Miscanthus is harvested every year in late winter or spring of the following year. During this time, the content of minerals is reduced as a result of their remobilisation (transfer) to the rhizomes. 'A low content of minerals at the time of harvest is desirable in biomass intended for thermal conversion (combustion), because it minimises the negative impact on combustion efficiency and reduces emissions,’ Krzyżak says.

The economic life of the crop is estimated to be at least 10-15 years of harvest.

'Due to the C4 photosynthetic pathway and perennial rhizomes, miscanthus has an efficiency of 15-20 tons of dry matter per hectare per year,’ Krzyżak says.

Miskant olbrzymi. Fot. J. Krzyżak
Giant miscanthus. Credit: J. Krzyżak

The research was conducted as part of the projects MISCOMAR (Miscanthus biomass options for contaminated and marginal land: quality, quantity and soil interactions, implemented in 2016-2019) and MISCOMAR+ (Miscanthus for marginal and contaminated lands PLUS, implemented in 2020-2024, recently completed). Both projects were financed by the Era-Net FACCE SURPLUS initiative through the Polish National Centre for Research and Development.

IETU scientists have been dealing with the management of soils contaminated with heavy metals since the very beginning of the Institute's existence. In 2007, the first energy plants were planted - giant miscanthus, and since 2010, a number of other species of energy plants have been tested.

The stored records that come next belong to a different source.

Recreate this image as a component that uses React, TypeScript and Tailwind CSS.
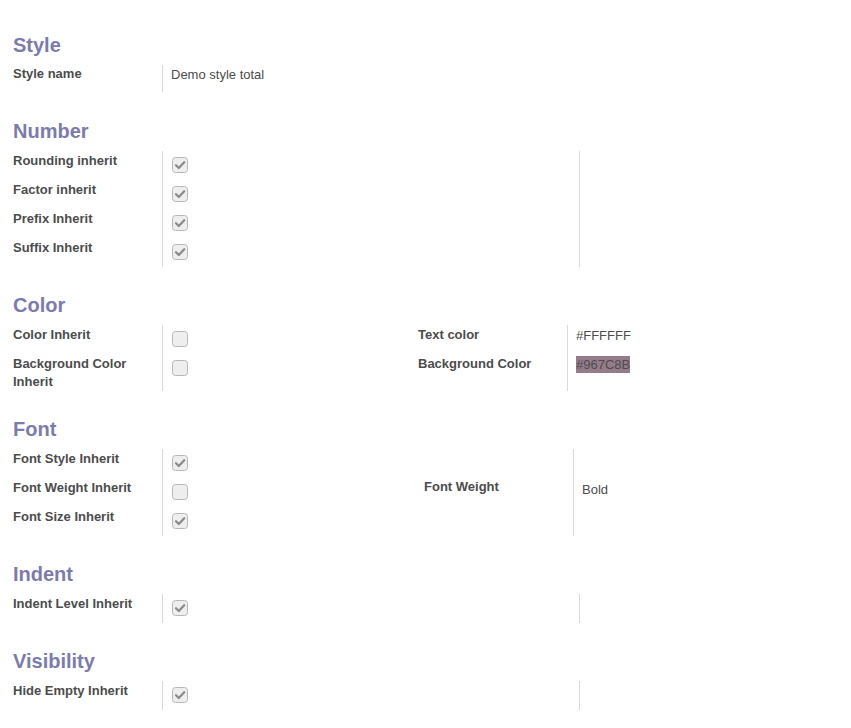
import React from "react";

const font = { fontFamily: '"Liberation Sans", Arial, sans-serif' };

function Check({ on }: { on: boolean }) {
  return (
    <svg width="16" height="16" viewBox="0 0 16 16" className="block">
      <rect x="0.5" y="0.5" width="15" height="15" rx="3" fill="#eeeeee" stroke="#b8b8b8" />
      {on && (
        <path d="M4 8.2 L6.8 11 L12.2 5.2" fill="none" stroke="#8a8a8a" strokeWidth="2.2" strokeLinecap="round" strokeLinejoin="round" />
      )}
    </svg>
  );
}

function Heading({ children, top }: { children: React.ReactNode; top: string }) {
  return (
    <div className={`${top} mb-[8px] h-[24px] text-[20px] leading-[24px] font-bold text-[#7c7bad]`}>
      {children}
    </div>
  );
}

type Row = { label: React.ReactNode; value: React.ReactNode };

function LeftGroup({ rows, width }: { rows: Row[]; width: string }) {
  return (
    <div className={`grid grid-cols-[149px_1fr] shrink-0 ${width}`}>
      {rows.map((r, i) => (
        <React.Fragment key={i}>
          <div className="min-h-[29px] pt-[1px] text-[13px] leading-[18px] font-bold text-[#4c4c4c]">{r.label}</div>
          <div className="min-h-[29px] border-l border-[#d9d9d9] pl-[9px] pt-[6px]">{r.value}</div>
        </React.Fragment>
      ))}
    </div>
  );
}

function EmptyRight() {
  return (
    <div className="flex">
      <div className="w-[149px]" />
      <div className="border-l border-[#d9d9d9]" />
    </div>
  );
}

export default function App() {
  return (
    <div className="min-h-screen bg-white px-[13px] pb-[18px]" style={font}>
      <Heading top="mt-[33px]">Style</Heading>
      <div className="grid grid-cols-[149px_1fr] w-[417px]">
        <div className="h-[27px] text-[13px] leading-[18px] font-bold text-[#4c4c4c]">Style name</div>
        <div className="h-[27px] border-l border-[#d9d9d9] pl-[8px] pt-[1px] text-[13px] leading-[18px] text-[#4c4c4c]">
          Demo style total
        </div>
      </div>

      <Heading top="mt-[27px]">Number</Heading>
      <div className="flex">
        <LeftGroup
          width="w-[417px]"
          rows={[
            { label: "Rounding inherit", value: <Check on /> },
            { label: "Factor inherit", value: <Check on /> },
            { label: "Prefix Inherit", value: <Check on /> },
            { label: "Suffix Inherit", value: <Check on /> },
          ]}
        />
        <EmptyRight />
      </div>

      <Heading top="mt-[26px]">Color</Heading>
      <div className="flex">
        <LeftGroup
          width="w-[405px]"
          rows={[
            { label: "Color Inherit", value: <Check on={false} /> },
            { label: <>Background Color<br />Inherit</>, value: <Check on={false} /> },
          ]}
        />
        <div className="flex text-[13px] leading-[18px] text-[#4c4c4c]">
          <div className="w-[149px] font-bold">
            <div className="h-[29px] pt-[1px]">Text color</div>
            <div className="h-[29px] pt-[1px]">Background Color</div>
          </div>
          <div className="border-l border-[#d9d9d9] pl-[8px]">
            <div className="h-[29px] pt-[2px]">#FFFFFF</div>
            <div className="h-[29px] pt-[2px]">
              <span className="bg-[#967c8b] py-[1px]">#967C8B</span>
            </div>
          </div>
        </div>
      </div>

      <Heading top="mt-[26px]">Font</Heading>
      <div className="flex">
        <LeftGroup
          width="w-[411px]"
          rows={[
            { label: "Font Style Inherit", value: <Check on /> },
            { label: "Font Weight Inherit", value: <Check on={false} /> },
            { label: "Font Size Inherit", value: <Check on /> },
          ]}
        />
        <div className="flex text-[13px] leading-[18px] text-[#4c4c4c]">
          <div className="w-[149px] flex items-center font-bold pb-[12px]">Font Weight</div>
          <div className="border-l border-[#d9d9d9] pl-[8px] flex items-center pb-[6px]">Bold</div>
        </div>
      </div>

      <Heading top="mt-[26px]">Indent</Heading>
      <div className="flex">
        <LeftGroup width="w-[417px]" rows={[{ label: "Indent Level Inherit", value: <Check on /> }]} />
        <EmptyRight />
      </div>

      <Heading top="mt-[26px]">Visibility</Heading>
      <div className="flex">
        <LeftGroup width="w-[417px]" rows={[{ label: "Hide Empty Inherit", value: <Check on /> }]} />
        <EmptyRight />
      </div>
    </div>
  );
}
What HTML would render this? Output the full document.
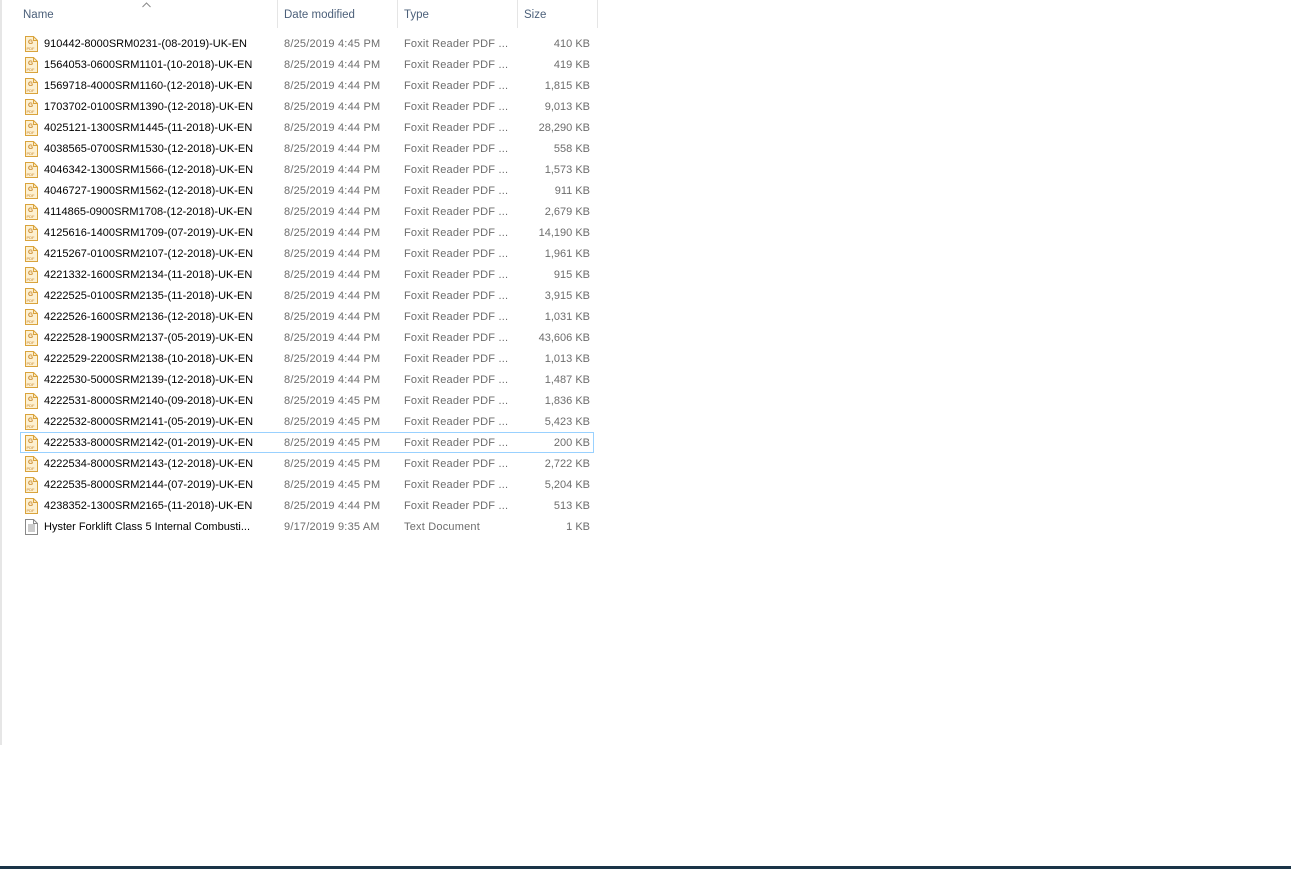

In the years 2014-2019, IETU implemented a project financed by FP7 - Phyto2Energy, which examined the possibility of producing energy plant biomass on soils contaminated with heavy metals. The research was conducted in Poland - on agricultural soil contaminated with cadmium, lead and zinc, and on a reclaimed municipal waste landfill in Leipzig, Germany, also contaminated with these elements. In this project, the studied plant species were giant miscanthus, Virginia mallow, prairie cordgrass and switchgrass. As part of an international consortium, research was also carried out on energy recovery from the produced biomass in the gasification process. (PAP)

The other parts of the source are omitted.